Sie führt an, das Mercedes Sosa in die Kommunistische Partei eingetreten sei, aber kurz darauf auch wieder aus. In einem Interview mit dem argentinischen Schriftsteller Martín Caparrós, um das Millenium herum, bemerkte Sosa: »Ich trat 64, 65 in die KP ein und 86, 87 wieder aus. Ich weiß nicht, ob ich in Russland Kommunistin gewesen wäre. Für uns war das eine Schwärmerei, in Russland? Keine Ahnung ...« Sosa begann in einer Epoche mit dem Singen, als die meisten Künstler und Intellektuellen links waren. Unter den »folkloristas« gab es einen kommunistischen Nukleus, der federführend war: César Isella, Armando Tejada Gómez und Horacio Guarany. Sie brauchte keinen Lenin, um zu kapieren, wo das Unrecht war. Sosa glaubte nicht an den bewaffneten Kampf.

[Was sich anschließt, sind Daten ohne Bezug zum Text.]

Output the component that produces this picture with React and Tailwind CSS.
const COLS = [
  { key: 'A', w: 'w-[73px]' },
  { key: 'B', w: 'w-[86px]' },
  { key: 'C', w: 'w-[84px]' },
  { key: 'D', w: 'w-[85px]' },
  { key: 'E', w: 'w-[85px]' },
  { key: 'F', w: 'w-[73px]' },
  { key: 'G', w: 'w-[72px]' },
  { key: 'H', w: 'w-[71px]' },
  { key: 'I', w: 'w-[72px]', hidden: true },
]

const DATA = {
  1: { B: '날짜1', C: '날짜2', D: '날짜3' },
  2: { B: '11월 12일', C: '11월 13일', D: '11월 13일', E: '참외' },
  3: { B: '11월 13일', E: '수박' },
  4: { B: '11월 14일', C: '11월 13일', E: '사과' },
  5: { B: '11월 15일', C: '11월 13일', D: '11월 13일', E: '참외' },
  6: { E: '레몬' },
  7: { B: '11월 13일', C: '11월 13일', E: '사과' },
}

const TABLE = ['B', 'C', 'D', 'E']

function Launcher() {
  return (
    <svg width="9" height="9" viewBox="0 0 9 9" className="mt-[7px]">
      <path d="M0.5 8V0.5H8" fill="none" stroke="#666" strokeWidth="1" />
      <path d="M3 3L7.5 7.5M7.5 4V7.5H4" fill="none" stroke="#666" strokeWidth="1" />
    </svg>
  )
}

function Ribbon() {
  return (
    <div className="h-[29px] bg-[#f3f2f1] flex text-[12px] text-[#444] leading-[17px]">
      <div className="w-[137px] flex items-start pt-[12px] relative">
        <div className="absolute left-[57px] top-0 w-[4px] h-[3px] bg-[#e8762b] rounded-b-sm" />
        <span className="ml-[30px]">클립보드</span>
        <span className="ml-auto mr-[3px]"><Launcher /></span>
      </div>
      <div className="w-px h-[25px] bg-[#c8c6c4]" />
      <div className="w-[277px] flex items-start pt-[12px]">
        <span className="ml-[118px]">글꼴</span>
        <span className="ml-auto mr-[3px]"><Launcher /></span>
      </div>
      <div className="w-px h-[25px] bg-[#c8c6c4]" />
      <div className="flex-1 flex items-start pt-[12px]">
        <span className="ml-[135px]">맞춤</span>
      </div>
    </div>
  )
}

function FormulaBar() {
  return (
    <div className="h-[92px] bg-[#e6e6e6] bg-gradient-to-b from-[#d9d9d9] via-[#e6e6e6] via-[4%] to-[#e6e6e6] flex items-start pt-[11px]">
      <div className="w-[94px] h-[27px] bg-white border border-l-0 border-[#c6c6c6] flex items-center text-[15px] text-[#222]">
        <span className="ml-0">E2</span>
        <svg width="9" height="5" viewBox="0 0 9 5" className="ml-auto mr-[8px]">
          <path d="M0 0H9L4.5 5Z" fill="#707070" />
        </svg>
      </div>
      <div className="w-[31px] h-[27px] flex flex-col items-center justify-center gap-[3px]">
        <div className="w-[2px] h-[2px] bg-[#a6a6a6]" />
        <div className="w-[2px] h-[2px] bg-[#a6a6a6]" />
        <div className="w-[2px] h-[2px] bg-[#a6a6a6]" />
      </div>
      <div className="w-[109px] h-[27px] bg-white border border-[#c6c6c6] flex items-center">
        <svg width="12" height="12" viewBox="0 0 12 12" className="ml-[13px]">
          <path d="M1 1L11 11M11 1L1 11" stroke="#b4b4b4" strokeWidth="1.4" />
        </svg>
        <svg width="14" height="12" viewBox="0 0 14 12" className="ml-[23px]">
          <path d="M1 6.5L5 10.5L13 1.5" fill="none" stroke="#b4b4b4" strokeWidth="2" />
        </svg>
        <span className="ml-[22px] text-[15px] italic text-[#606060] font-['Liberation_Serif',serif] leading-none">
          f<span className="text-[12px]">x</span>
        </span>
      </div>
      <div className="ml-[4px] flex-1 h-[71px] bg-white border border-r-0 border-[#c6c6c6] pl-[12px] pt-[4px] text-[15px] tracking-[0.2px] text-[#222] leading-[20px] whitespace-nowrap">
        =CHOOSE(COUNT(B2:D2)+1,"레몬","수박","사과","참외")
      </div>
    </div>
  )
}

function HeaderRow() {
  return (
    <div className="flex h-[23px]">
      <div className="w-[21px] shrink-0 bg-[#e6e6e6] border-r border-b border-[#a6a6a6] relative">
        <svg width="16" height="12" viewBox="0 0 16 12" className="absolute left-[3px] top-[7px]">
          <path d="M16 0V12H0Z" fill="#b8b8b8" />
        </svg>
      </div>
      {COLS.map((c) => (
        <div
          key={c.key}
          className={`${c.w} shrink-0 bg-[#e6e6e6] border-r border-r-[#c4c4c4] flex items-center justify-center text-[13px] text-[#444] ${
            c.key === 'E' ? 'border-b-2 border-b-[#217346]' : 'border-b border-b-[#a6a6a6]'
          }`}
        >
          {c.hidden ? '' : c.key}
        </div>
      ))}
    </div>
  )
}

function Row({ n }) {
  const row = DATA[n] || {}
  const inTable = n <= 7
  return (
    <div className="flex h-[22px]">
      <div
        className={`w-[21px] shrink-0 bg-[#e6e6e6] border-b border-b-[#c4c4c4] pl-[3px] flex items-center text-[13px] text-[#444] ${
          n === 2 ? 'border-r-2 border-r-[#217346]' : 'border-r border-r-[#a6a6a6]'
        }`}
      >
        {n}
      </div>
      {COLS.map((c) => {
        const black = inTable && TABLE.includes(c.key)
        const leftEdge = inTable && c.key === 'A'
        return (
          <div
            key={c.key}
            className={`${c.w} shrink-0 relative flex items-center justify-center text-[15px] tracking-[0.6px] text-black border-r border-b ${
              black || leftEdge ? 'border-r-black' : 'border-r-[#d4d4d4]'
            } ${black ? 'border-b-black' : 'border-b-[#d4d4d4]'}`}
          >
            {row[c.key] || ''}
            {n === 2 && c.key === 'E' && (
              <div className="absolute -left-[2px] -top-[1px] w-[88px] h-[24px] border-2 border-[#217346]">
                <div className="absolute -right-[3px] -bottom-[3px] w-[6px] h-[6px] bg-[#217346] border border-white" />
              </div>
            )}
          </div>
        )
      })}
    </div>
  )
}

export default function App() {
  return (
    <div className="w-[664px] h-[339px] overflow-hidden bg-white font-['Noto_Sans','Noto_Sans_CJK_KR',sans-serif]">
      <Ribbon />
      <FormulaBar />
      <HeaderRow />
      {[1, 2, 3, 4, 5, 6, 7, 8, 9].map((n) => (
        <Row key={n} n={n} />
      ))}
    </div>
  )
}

Wenn Christensen ihr Schaffen in einen geschichtlichen Kontext, den argentinischen der vergangenen Dekaden, zu rücken versucht, wird es abenteuerlich. Weder erwähnt sie das »Massaker von Ezeiza« (1973), bei dem rechte Peronisten linke Peronisten bei der Rückkehr Peróns in einen Hinterhalt lockten, noch den »Rodrigazo« (1975), einen brutalen Angriff auf die Reallöhne der 1976 in den Militärputsch mündete, noch die Fussball-WM 1978. Wer das nicht versteht und ausblendet, versteht Argentinien nicht.

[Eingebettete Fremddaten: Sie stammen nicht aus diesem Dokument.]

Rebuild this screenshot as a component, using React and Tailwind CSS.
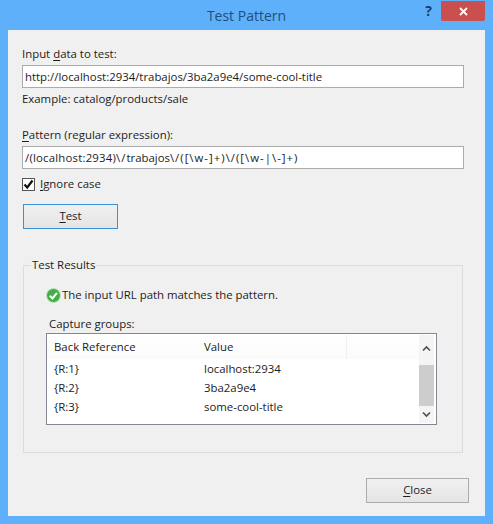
import React from "react";

const font = { fontFamily: '"Open Sans", "Noto Sans", sans-serif' };

function Key({ children }) {
  return <span className="underline underline-offset-2">{children}</span>;
}

function Row({ a, b }) {
  return (
    <div className="flex h-[19px] items-center">
      <span className="w-[150px] pl-[7px]">{a}</span>
      <span className="pl-[7px]">{b}</span>
    </div>
  );
}

export default function App() {
  return (
    <div
      className="flex h-[524px] w-[493px] flex-col overflow-hidden bg-[#5fb0fa] px-[8px] pb-[8px] text-[11.4px] leading-[16px] text-[#1c1c1c]"
      style={font}
    >
      {/* title bar */}
      <div className="relative flex h-[30px] shrink-0 items-center justify-center pt-[1px] text-[14px] text-[#1d4f7c]">
        Test Pattern
        <span className="absolute right-[53px] top-[3px] text-[14px] font-bold text-[#123f6c]">?</span>
        <div className="absolute right-[0px] top-[1px] flex h-[20px] w-[44px] items-center justify-center rounded-b-[2px] bg-[#c9504c]">
          <svg width="9" height="9" viewBox="0 0 9 9">
            <path d="M1 1l7 7M8 1L1 8" stroke="#fff" strokeWidth="1.8" fill="none" />
          </svg>
        </div>
      </div>

      {/* body */}
      <div className="flex flex-1 flex-col bg-[#f0f0f0] pl-[14px] pr-[15px] pt-[16px]">
        <label className="h-[19px]">
          Input <Key>d</Key>ata to test:
        </label>
        <div className="flex h-[23px] w-[442px] items-center border border-[#ababab] bg-white px-[2px]">
          http://localhost:2934/trabajos/3ba2a9e4/some-cool-title
        </div>
        <p className="mt-[3px] h-[16px]">Example: catalog/products/sale</p>

        <label className="mt-[20px] h-[19px]">
          <Key>P</Key>attern (regular expression):
        </label>
        <div className="flex h-[23px] w-[442px] items-center border border-[#ababab] bg-white px-[2px]">
          <span className="tracking-[0.2px]">/(localhost:2934)</span>
          <span className="tracking-[1px]">{"\\/"}</span>
          <span>trabajos</span>
          <span className="tracking-[1px]">{"\\/([\\w-]+)\\/([\\w-|\\-]+)"}</span>
        </div>

        <div className="mt-[9px] flex h-[13px] items-center gap-[5px]">
          <div className="flex h-[13px] w-[13px] items-center justify-center border border-[#555] bg-white">
            <svg width="11" height="11" viewBox="0 0 11 11">
              <path d="M1.5 5.5L4.2 8.5L9.5 1.5" stroke="#111" strokeWidth="2.2" fill="none" />
            </svg>
          </div>
          <span className="-mt-[1px]">
            <Key>I</Key>gnore case
          </span>
        </div>

        <button className="ml-[1px] mt-[13px] h-[25px] w-[95px] border border-[#3c8fd0] bg-linear-to-b from-[#f0f0f0] to-[#e5e5e5] pb-[2px]">
          <Key>T</Key>est
        </button>

        {/* group box */}
        <fieldset className="ml-[1px] mt-[28px] h-[196px] w-[440px] border border-[#dcdcdc]">
          <legend className="ml-[7px] px-[1px]">Test Results</legend>
          <div className="pl-[22px]">
            <div className="mt-[14px] flex h-[16px] items-center gap-[1px]">
              <svg width="15" height="15" viewBox="0 0 15 15">
                <circle cx="7.5" cy="7.5" r="7" fill="#45ad45" stroke="#c4e3bf" />
                <path d="M3.8 7.8L6.4 10.4L11 4.8" stroke="#fff" strokeWidth="2" fill="none" />
              </svg>
              <span>The input URL path matches the pattern.</span>
            </div>
            <p className="mt-[13px] ml-[3px] h-[17px]">Capture groups:</p>

            <div className="flex h-[92px] w-[391px] border border-[#828790] bg-white">
              <div className="flex-1">
                <div className="flex h-[25px] items-center bg-linear-to-b from-white to-[#fbfbfb] pt-[1px]">
                  <span className="w-[150px] pl-[7px]">Back Reference</span>
                  <span className="w-[150px] border-r border-[#f0f0f0] pl-[7px] leading-[24px]">Value</span>
                </div>
                <div>
                  <Row a="{R:1}" b="localhost:2934" />
                  <Row a="{R:2}" b="3ba2a9e4" />
                  <Row a="{R:3}" b="some-cool-title" />
                </div>
              </div>
              {/* scrollbar */}
              <div className="my-[1px] mr-[2px] flex w-[15px] flex-col bg-[#f4f4f4]">
                <div className="flex h-[30px] items-center justify-center pb-[3px]">
                  <svg width="9" height="7" viewBox="0 0 9 7">
                    <path d="M1 5.5L4.5 2L8 5.5" stroke="#505050" strokeWidth="1.7" fill="none" />
                  </svg>
                </div>
                <div className="h-[41px] bg-[#cdcdcd]" />
                <div className="flex flex-1 items-center justify-center">
                  <svg width="9" height="7" viewBox="0 0 9 7">
                    <path d="M1 1.5L4.5 5L8 1.5" stroke="#505050" strokeWidth="1.7" fill="none" />
                  </svg>
                </div>
              </div>
            </div>
          </div>
        </fieldset>

        <div className="mt-[25px] flex justify-end">
          <button className="mr-[1px] h-[25px] w-[103px] border border-[#acacac] bg-linear-to-b from-[#f0f0f0] to-[#e5e5e5] pb-[2px]">
            <Key>C</Key>lose
          </button>
        </div>
      </div>
    </div>
  );
}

Bei Christensen gibt viele schwerwiegende Fehler: Tucumán ist kein »Staat«, sondern eine Provinz und La Plata ist kein »Ferienort«. Der Sommerabend 1983 war ein Winterabend. Das Viertel »Banjo Flores« in Baires heisst »Bajo Flores«, die Grenzstadt zu Bolivien nicht »La Quack«, sondern »La Quiaca«. Der Sänger Jorge Cafrune ist nicht Jorge Carne (Fleisch). Ein Lied von Victor Heredia wird als »Ottava Centimos« angegeben, es heisst »Todavía cantamos« (Wir singen immer noch), sein wichtiges Lied gegen die Völkermörder heißt nicht »Inzensier«, sondern »Razón de vivir« (Grund zu Leben). Und Sosas Musikerfreund aus Brasilien heißt nicht Chico Baroque, sondern Buarque.

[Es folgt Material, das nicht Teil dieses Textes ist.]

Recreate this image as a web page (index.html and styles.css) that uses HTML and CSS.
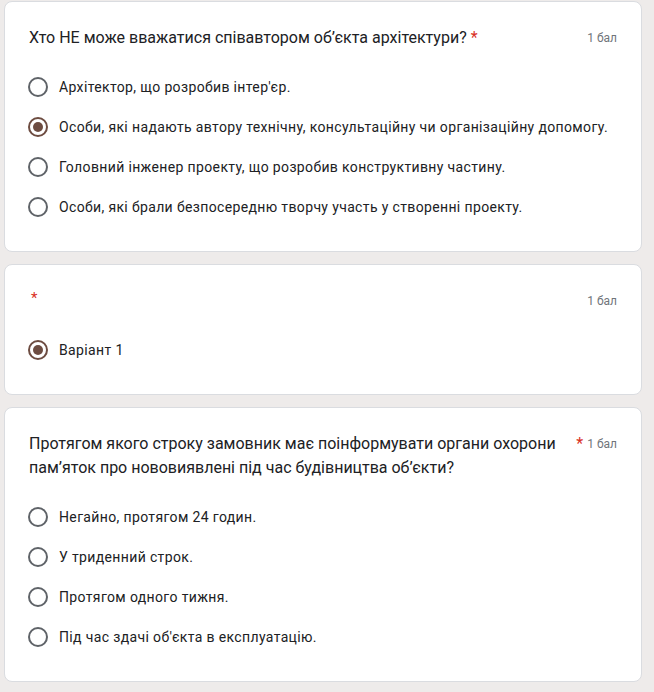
FILE: index.html
```html
<!DOCTYPE html>
<html lang="uk">
<head>
<meta charset="utf-8">
<title>Форма</title>
<link rel="stylesheet" href="styles.css">
</head>
<body>
<div class="page">
  <div class="card">
    <div class="header">
      <div class="title"><span class="title-text">Хто НЕ може вважатися співавтором об’єкта архітектури?</span><span class="req">*</span></div>
      <div class="points">1 бал</div>
    </div>
    <div class="options">
      <div class="option"><span class="radio"></span><span class="label">Архітектор, що розробив інтер'єр.</span></div>
      <div class="option"><span class="radio checked"></span><span class="label">Особи, які надають автору технічну, консультаційну чи організаційну допомогу.</span></div>
      <div class="option"><span class="radio"></span><span class="label">Головний інженер проекту, що розробив конструктивну частину.</span></div>
      <div class="option"><span class="radio"></span><span class="label">Особи, які брали безпосередню творчу участь у створенні проекту.</span></div>
    </div>
  </div>

  <div class="card">
    <div class="header">
      <div class="title"><span class="title-text"></span><span class="req req-only">*</span></div>
      <div class="points">1 бал</div>
    </div>
    <div class="options">
      <div class="option"><span class="radio checked"></span><span class="label">Варіант 1</span></div>
    </div>
  </div>

  <div class="card">
    <div class="header">
      <div class="title"><span class="title-text">Протягом якого строку замовник має поінформувати органи охорони пам’яток про нововиявлені під час будівництва об’єкти?</span><span class="req">*</span></div>
      <div class="points">1 бал</div>
    </div>
    <div class="options">
      <div class="option"><span class="radio"></span><span class="label">Негайно, протягом 24 годин.</span></div>
      <div class="option"><span class="radio"></span><span class="label">У триденний строк.</span></div>
      <div class="option"><span class="radio"></span><span class="label">Протягом одного тижня.</span></div>
      <div class="option"><span class="radio"></span><span class="label">Під час здачі об'єкта в експлуатацію.</span></div>
    </div>
  </div>
</div>
</body>
</html>
```

FILE: styles.css
```css
* { box-sizing: border-box; }

html, body {
  margin: 0;
  padding: 0;
  background: #eeebea;
}

body {
  font-family: Roboto, "Noto Sans", Arial, sans-serif;
  color: #202124;
}

.page {
  padding: 1px 12px 0 4px;
}

.card {
  background: #fff;
  border: 1px solid #dadce0;
  border-radius: 8px;
  padding: 24px;
  margin-bottom: 12px;
}

.header {
  display: flex;
  align-items: flex-start;
}

.title {
  flex: 1 1 auto;
  display: flex;
  align-items: flex-start;
  min-width: 0;
}

.title-text {
  flex: 0 1 auto;
  font-size: 16px;
  line-height: 24px;
  letter-spacing: 0;
  color: #202124;
}

.req {
  flex: 0 0 auto;
  color: #d93025;
  font-size: 16px;
  line-height: 24px;
  padding-left: 4px;
}

.req-only {
  padding-left: 2px;
  font-size: 15px;
  line-height: 19px;
}

.points {
  flex: 0 0 auto;
  margin-left: 4px;
  font-size: 12px;
  line-height: 24px;
  color: #70757a;
}

.options {
  margin-top: 17px;
}

.option {
  display: flex;
  align-items: center;
  height: 40px;
}

.radio {
  flex: 0 0 auto;
  width: 20px;
  height: 20px;
  border: 2px solid #5f6368;
  border-radius: 50%;
  margin-right: 11px;
  margin-left: -1px;
  display: flex;
  align-items: center;
  justify-content: center;
}

.radio.checked {
  border-color: #6d4c41;
}

.radio.checked::after {
  content: "";
  width: 10px;
  height: 10px;
  border-radius: 50%;
  background: #6d4c41;
}

.label {
  font-size: 14px;
  line-height: 20px;
  letter-spacing: 0.36px;
  color: #202124;
}
```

Allen leidgeplagten Seelen, die sich gerne am Ungemach anderer laben, empfehle ich jedoch den zweiten Teil des Buches, da geht es nur noch um Anette Christensen und wie sie die Anettewelt rettet. Garantiert ohne Schießgewehr. Der Lernende stirbt zuletzt.

Anette Christensen: Mercedes Sosa – Die Stimme der Hoffnung. Eine Begegnung, die mein Leben änderte. Übersetzt von Arno Maierbrugger, BoD, 274 S., br., 20 €.